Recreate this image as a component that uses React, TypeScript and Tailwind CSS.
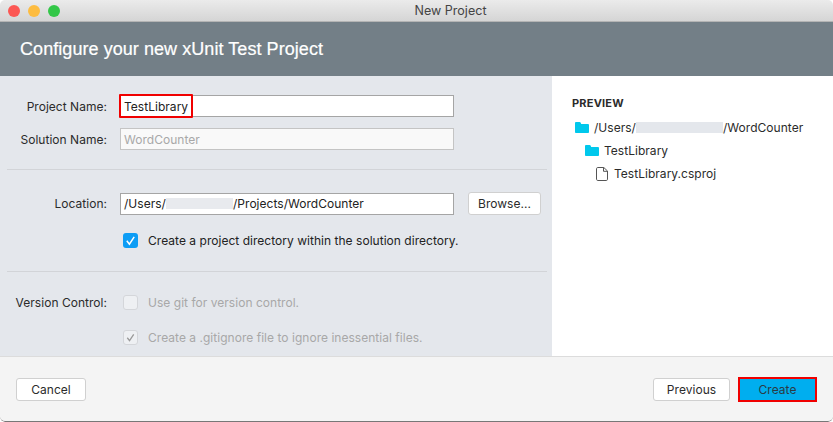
import type { ReactNode } from "react";

function FolderIcon() {
  return (
    <svg width="14" height="11" viewBox="0 0 14 11" className="shrink-0">
      <path d="M0 1.100C0 .5.5 0 1.100 0h3.500c.5 0 .8.200 1 .6L6.200 2h6.700c.6 0 1.100.5 1.100 1.100v6.800c0 .6-.5 1.100-1.100 1.100H1.100C.5 11 0 10.500 0 9.900z" fill="#00c8ec" />
    </svg>
  );
}

function FileIcon() {
  return (
    <svg width="12" height="14" viewBox="0 0 12 14" className="shrink-0">
      <path d="M1.800.5h6L11.500 4v8.300c0 .7-.5 1.200-1.200 1.200H1.800c-.7 0-1.300-.5-1.300-1.200V1.700C.5 1 1.100.5 1.800.5z" fill="white" stroke="#555" />
      <path d="M7.500.5v3.800h4" fill="none" stroke="#555" />
    </svg>
  );
}

function Check({ color }: { color: string }) {
  return (
    <svg width="15" height="15" viewBox="0 0 15 15">
      <path d="M3.800 7.800l2.600 3.400 4.800-7.400" fill="none" stroke={color} strokeWidth="1.500" />
    </svg>
  );
}

function Row({ label, children }: { label: string; children: ReactNode }) {
  return (
    <div className="flex items-center">
      <div className="w-[107px] shrink-0 text-right text-[#2b2b2b]">{label}</div>
      <div className="ml-[13px] flex min-w-0 flex-1 items-center">{children}</div>
    </div>
  );
}

function Button({ children, className }: { children: ReactNode; className: string }) {
  return (
    <button className={`h-[23px] rounded-[3px] border border-[#d0d0d0] bg-white text-[#2b2b2b] ${className}`}>
      {children}
    </button>
  );
}

export default function App() {
  return (
    <div className="flex h-[422px] w-[833px] flex-col overflow-hidden rounded-[5px] bg-white font-['Inter',sans-serif] text-[12px] leading-[15px] tracking-[0.03px]">
      {/* Title bar */}
      <div className="relative flex h-[22px] shrink-0 items-center justify-center border-b border-[#b4b4b4] bg-gradient-to-b from-[#ebebeb] to-[#d5d5d5] pl-[68px] text-[12.5px] text-[#444]">
        <div className="absolute top-[5px] left-[8px] flex gap-[8px]">
          <span className="h-[12px] w-[12px] rounded-full bg-[#fc5753]" />
          <span className="h-[12px] w-[12px] rounded-full bg-[#fdbc40]" />
          <span className="h-[12px] w-[12px] rounded-full bg-[#33c748]" />
        </div>
        New Project
      </div>

      {/* Header */}
      <div className="flex h-[54px] shrink-0 items-center bg-[#737f87] pl-[20px] font-['Liberation_Sans',sans-serif] text-[18px] tracking-[0.06px] text-white [-webkit-text-stroke:0.2px_white]">
        Configure your new xUnit Test Project
      </div>

      <div className="flex min-h-0 flex-1">
        {/* Form */}
        <div className="flex w-[552px] shrink-0 flex-col bg-[#e4e7ec] pt-[19px]">
          <div className="flex w-[454px] flex-col gap-[11px]">
            <Row label="Project Name:">
              <div className="relative flex h-[22px] w-full items-center border border-[#a5a5a5] bg-white pl-[3px] text-[#222]">
                TestLibrary
                <div className="absolute top-[-2px] left-[-2px] h-[24px] w-[74px] rounded-[1px] border-2 border-[#f00000]" />
              </div>
            </Row>
            <Row label="Solution Name:">
              <div className="flex h-[22px] w-full items-center border border-[#c4c4c4] bg-[#f9f9f9] pt-px pl-[3px] text-[#a8a8a8]">
                WordCounter
              </div>
            </Row>
          </div>

          <div className="mx-[7px] mt-[19px] h-px w-[540px] bg-[#d2d4d8]" />

          <div className="mt-[22px] flex items-center">
            <div className="w-[454px] shrink-0">
              <Row label="Location:">
                <div className="flex h-[22px] w-full items-center border border-[#a5a5a5] bg-white pl-[3px] text-[#222]">
                  /Users/
                  <span className="h-[11px] w-[67px] bg-[#e8eaee]" />
                  /Projects/WordCounter
                </div>
              </Row>
            </div>
            <Button className="ml-[14px] w-[73px]">Browse...</Button>
          </div>

          <div className="mt-[18px] ml-[123px] flex items-center gap-[10px] text-[#222]">
            <span className="flex h-[15px] w-[15px] items-center justify-center rounded-[3px] bg-[#0d9df5]">
              <Check color="white" />
            </span>
            Create a project directory within the solution directory.
          </div>

          <div className="mx-[7px] mt-[23px] h-px w-[540px] bg-[#d2d4d8]" />

          <div className="mt-[23px]">
            <Row label="Version Control:">
              <div className="ml-[3px] flex items-center gap-[10px] text-[#a8a8a8]">
                <span className="h-[15px] w-[15px] rounded-[3px] border border-[#d4d6da] bg-[#eef0f3]" />
                Use git for version control.
              </div>
            </Row>
          </div>

          <div className="mt-[20px] ml-[123px] flex items-center gap-[10px] text-[#a8a8a8]">
            <span className="flex h-[15px] w-[15px] items-center justify-center rounded-[3px] border border-[#d4d6da] bg-[#eef0f3]">
              <Check color="#9a9a9a" />
            </span>
            Create a .gitignore file to ignore inessential files.
          </div>
        </div>

        {/* Preview */}
        <div className="flex-1 bg-white pt-[20px] pl-[20px] text-[#2b2b2b]">
          <div className="text-[11px] font-bold tracking-[0.2px]">PREVIEW</div>
          <div className="mt-[9px] flex flex-col gap-[8px]">
            <div className="ml-[3px] flex h-[15px] items-center gap-[5px]">
              <FolderIcon />
              <span className="flex items-center">
                /Users/
                <span className="h-[11px] w-[87px] bg-[#e4e7ec]" />
                /WordCounter
              </span>
            </div>
            <div className="ml-[13px] flex h-[15px] items-center gap-[5px]">
              <FolderIcon />
              TestLibrary
            </div>
            <div className="ml-[24px] flex h-[15px] items-center gap-[6px]">
              <FileIcon />
              TestLibrary.csproj
            </div>
          </div>
        </div>
      </div>

      {/* Footer */}
      <div className="flex h-[66px] shrink-0 items-center justify-between rounded-b-[5px] border-t border-b border-t-[#dcdcdc] border-b-[#777] bg-[#f4f4f4] px-[16px] pt-px">
        <Button className="w-[70px]">Cancel</Button>
        <div className="flex items-center gap-[8px]">
          <Button className="w-[77px]">Previous</Button>
          <button className="h-[25px] w-[79px] border-2 border-[#f00000] bg-[#00aeef] text-[#2b3a45]">Create</button>
        </div>
      </div>
    </div>
  );
}
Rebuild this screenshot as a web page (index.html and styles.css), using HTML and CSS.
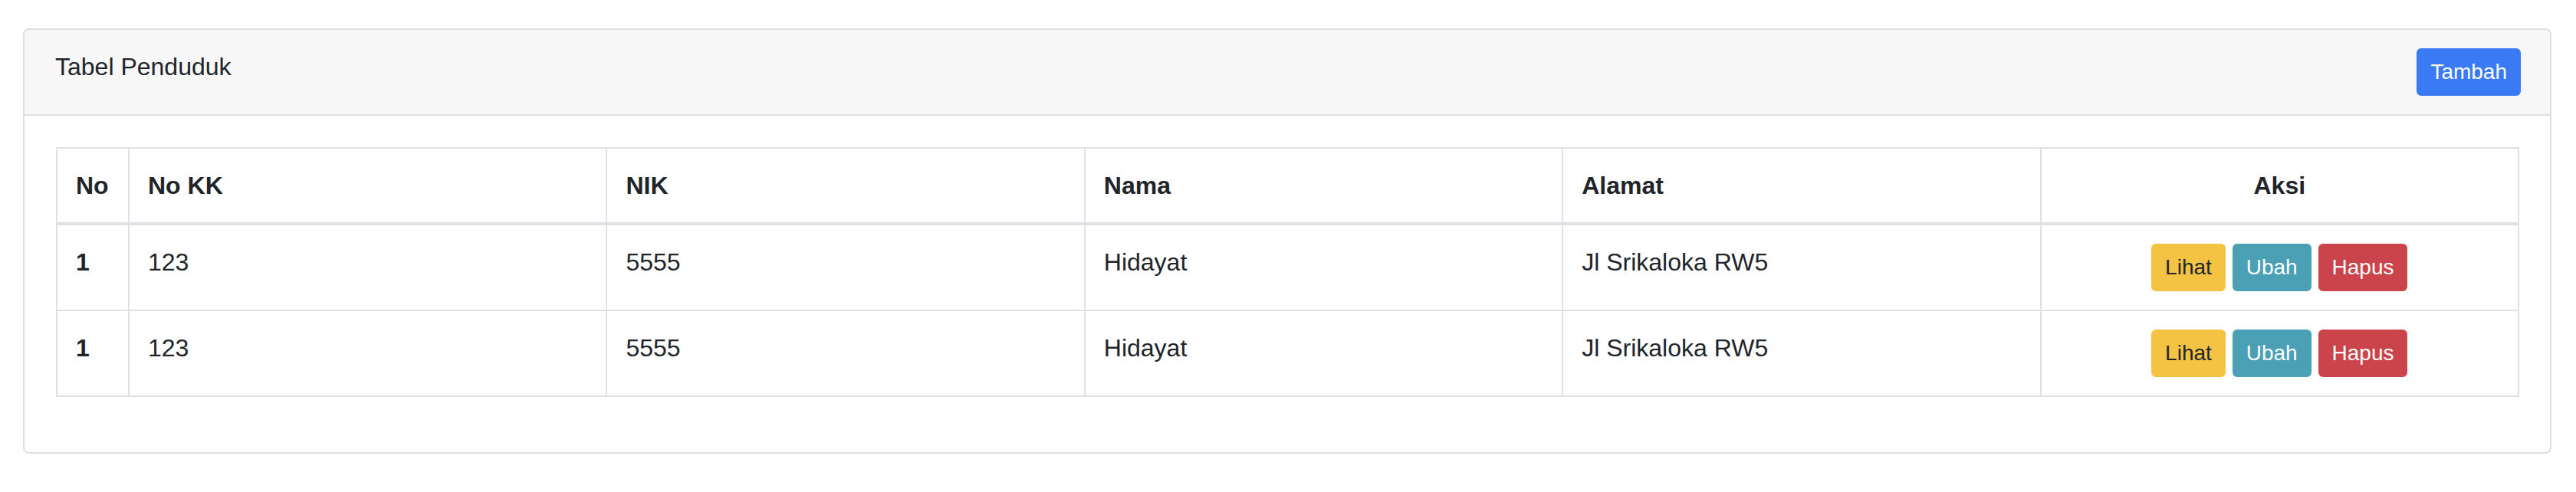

> **Set problem**:
Every record must be copied exactly, with the pictures left out.

> **Solution for this exercise**:
Recreate this image as a component that uses React, TypeScript and Tailwind CSS.
import type { ReactNode } from "react";

function FolderIcon() {
  return (
    <svg width="14" height="11" viewBox="0 0 14 11" className="shrink-0">
      <path d="M0 1.100C0 .5.5 0 1.100 0h3.500c.5 0 .8.200 1 .6L6.200 2h6.700c.6 0 1.100.5 1.100 1.100v6.800c0 .6-.5 1.100-1.100 1.100H1.100C.5 11 0 10.500 0 9.900z" fill="#00c8ec" />
    </svg>
  );
}

function FileIcon() {
  return (
    <svg width="12" height="14" viewBox="0 0 12 14" className="shrink-0">
      <path d="M1.800.5h6L11.500 4v8.300c0 .7-.5 1.200-1.200 1.200H1.800c-.7 0-1.300-.5-1.300-1.200V1.700C.5 1 1.100.5 1.800.5z" fill="white" stroke="#555" />
      <path d="M7.500.5v3.800h4" fill="none" stroke="#555" />
    </svg>
  );
}

function Check({ color }: { color: string }) {
  return (
    <svg width="15" height="15" viewBox="0 0 15 15">
      <path d="M3.800 7.800l2.600 3.400 4.800-7.400" fill="none" stroke={color} strokeWidth="1.500" />
    </svg>
  );
}

function Row({ label, children }: { label: string; children: ReactNode }) {
  return (
    <div className="flex items-center">
      <div className="w-[107px] shrink-0 text-right text-[#2b2b2b]">{label}</div>
      <div className="ml-[13px] flex min-w-0 flex-1 items-center">{children}</div>
    </div>
  );
}

function Button({ children, className }: { children: ReactNode; className: string }) {
  return (
    <button className={`h-[23px] rounded-[3px] border border-[#d0d0d0] bg-white text-[#2b2b2b] ${className}`}>
      {children}
    </button>
  );
}

export default function App() {
  return (
    <div className="flex h-[422px] w-[833px] flex-col overflow-hidden rounded-[5px] bg-white font-['Inter',sans-serif] text-[12px] leading-[15px] tracking-[0.03px]">
      {/* Title bar */}
      <div className="relative flex h-[22px] shrink-0 items-center justify-center border-b border-[#b4b4b4] bg-gradient-to-b from-[#ebebeb] to-[#d5d5d5] pl-[68px] text-[12.5px] text-[#444]">
        <div className="absolute top-[5px] left-[8px] flex gap-[8px]">
          <span className="h-[12px] w-[12px] rounded-full bg-[#fc5753]" />
          <span className="h-[12px] w-[12px] rounded-full bg-[#fdbc40]" />
          <span className="h-[12px] w-[12px] rounded-full bg-[#33c748]" />
        </div>
        New Project
      </div>

      {/* Header */}
      <div className="flex h-[54px] shrink-0 items-center bg-[#737f87] pl-[20px] font-['Liberation_Sans',sans-serif] text-[18px] tracking-[0.06px] text-white [-webkit-text-stroke:0.2px_white]">
        Configure your new xUnit Test Project
      </div>

      <div className="flex min-h-0 flex-1">
        {/* Form */}
        <div className="flex w-[552px] shrink-0 flex-col bg-[#e4e7ec] pt-[19px]">
          <div className="flex w-[454px] flex-col gap-[11px]">
            <Row label="Project Name:">
              <div className="relative flex h-[22px] w-full items-center border border-[#a5a5a5] bg-white pl-[3px] text-[#222]">
                TestLibrary
                <div className="absolute top-[-2px] left-[-2px] h-[24px] w-[74px] rounded-[1px] border-2 border-[#f00000]" />
              </div>
            </Row>
            <Row label="Solution Name:">
              <div className="flex h-[22px] w-full items-center border border-[#c4c4c4] bg-[#f9f9f9] pt-px pl-[3px] text-[#a8a8a8]">
                WordCounter
              </div>
            </Row>
          </div>

          <div className="mx-[7px] mt-[19px] h-px w-[540px] bg-[#d2d4d8]" />

          <div className="mt-[22px] flex items-center">
            <div className="w-[454px] shrink-0">
              <Row label="Location:">
                <div className="flex h-[22px] w-full items-center border border-[#a5a5a5] bg-white pl-[3px] text-[#222]">
                  /Users/
                  <span className="h-[11px] w-[67px] bg-[#e8eaee]" />
                  /Projects/WordCounter
                </div>
              </Row>
            </div>
            <Button className="ml-[14px] w-[73px]">Browse...</Button>
          </div>

          <div className="mt-[18px] ml-[123px] flex items-center gap-[10px] text-[#222]">
            <span className="flex h-[15px] w-[15px] items-center justify-center rounded-[3px] bg-[#0d9df5]">
              <Check color="white" />
            </span>
            Create a project directory within the solution directory.
          </div>

          <div className="mx-[7px] mt-[23px] h-px w-[540px] bg-[#d2d4d8]" />

          <div className="mt-[23px]">
            <Row label="Version Control:">
              <div className="ml-[3px] flex items-center gap-[10px] text-[#a8a8a8]">
                <span className="h-[15px] w-[15px] rounded-[3px] border border-[#d4d6da] bg-[#eef0f3]" />
                Use git for version control.
              </div>
            </Row>
          </div>

          <div className="mt-[20px] ml-[123px] flex items-center gap-[10px] text-[#a8a8a8]">
            <span className="flex h-[15px] w-[15px] items-center justify-center rounded-[3px] border border-[#d4d6da] bg-[#eef0f3]">
              <Check color="#9a9a9a" />
            </span>
            Create a .gitignore file to ignore inessential files.
          </div>
        </div>

        {/* Preview */}
        <div className="flex-1 bg-white pt-[20px] pl-[20px] text-[#2b2b2b]">
          <div className="text-[11px] font-bold tracking-[0.2px]">PREVIEW</div>
          <div className="mt-[9px] flex flex-col gap-[8px]">
            <div className="ml-[3px] flex h-[15px] items-center gap-[5px]">
              <FolderIcon />
              <span className="flex items-center">
                /Users/
                <span className="h-[11px] w-[87px] bg-[#e4e7ec]" />
                /WordCounter
              </span>
            </div>
            <div className="ml-[13px] flex h-[15px] items-center gap-[5px]">
              <FolderIcon />
              TestLibrary
            </div>
            <div className="ml-[24px] flex h-[15px] items-center gap-[6px]">
              <FileIcon />
              TestLibrary.csproj
            </div>
          </div>
        </div>
      </div>

      {/* Footer */}
      <div className="flex h-[66px] shrink-0 items-center justify-between rounded-b-[5px] border-t border-b border-t-[#dcdcdc] border-b-[#777] bg-[#f4f4f4] px-[16px] pt-px">
        <Button className="w-[70px]">Cancel</Button>
        <div className="flex items-center gap-[8px]">
          <Button className="w-[77px]">Previous</Button>
          <button className="h-[25px] w-[79px] border-2 border-[#f00000] bg-[#00aeef] text-[#2b3a45]">Create</button>
        </div>
      </div>
    </div>
  );
}
Rebuild this screenshot as a web page (index.html and styles.css), using HTML and CSS.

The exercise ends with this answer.